Горькое раскаяние, запоздалое сожаление отца сквозит в этих строчках и, может быть, не доверенное дневнику чувство вины: не сказал ли он Володе что-то небрежно-снисходительное о его пьесе, тем самым подтолкнув к роковому решению? Последние строки дневниковой записи довольно темны. Здесь будто недоговорено что-то или введен отвлекающий, ложный мотив, заставляющий вспомнить позднейшее наблюдение Чехова: «Суворин лжив, ужасно лжив, в особенности в так называемые откровенные минуты».

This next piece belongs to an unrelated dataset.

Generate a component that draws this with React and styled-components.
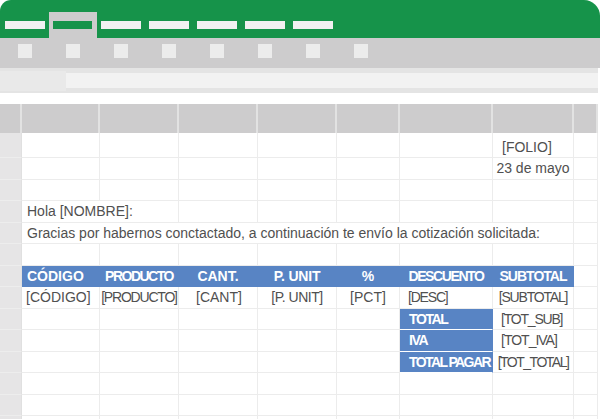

Семья Сувориных была необычная, сложная. От первого брака по смерти жены у Суворина осталось четверо сыновей: Михаил, Владимир, Алексей, Валериан. Анна Ивановна, почти ровесница старшим детям, стала их молодой мачехой. Валериан был слабого здоровья и умер через год после Володи, в 1888 году. «Что-то фатальное тяготеет над его семьей», – писал Чехов Плещееву. Алексей физически был крепче, но неуравновешен. Он наследовал дело отца и с конца 1880-х годов был фактически редактором «Нового времени», ведя его во все более реакционном духе и временами вызывая возмущение Чехова своими выходками. На одинокого, замкнутого Володю обращали мало внимания, тем более что в новом браке подрастали уже свои дети: Анастасия и Борис. Володя мог ревновать к любимцу отца – Алексею, сложные отношения, по всей видимости, возникли у него с мачехой.
Тем более несомненно, что самоубийство Володи было для Суворина незаживающей душевной раной. Не забылось оно, конечно, и полгода-год спустя, когда, сблизившись с Чеховым, Суворин проводил с ним в разговорах целые вечера – в Петербурге в сентябре 1887 года и на своей даче в Феодосии, где Антон Павлович гостил десять дней в июле 1888 года. «Целый день проводим в разговорах, – писал он оттуда Леонтьеву-Щеглову. – Ночь тоже. И мало-помалу я обращаюсь в разговорную машину. Решили мы уже все вопросы и наметили тьму новых, никем еще не приподнятых вопросов». Трудно, да просто и невозможно представить, чтобы Суворин не рассказывал Чехову о своей недавней семейной трагедии.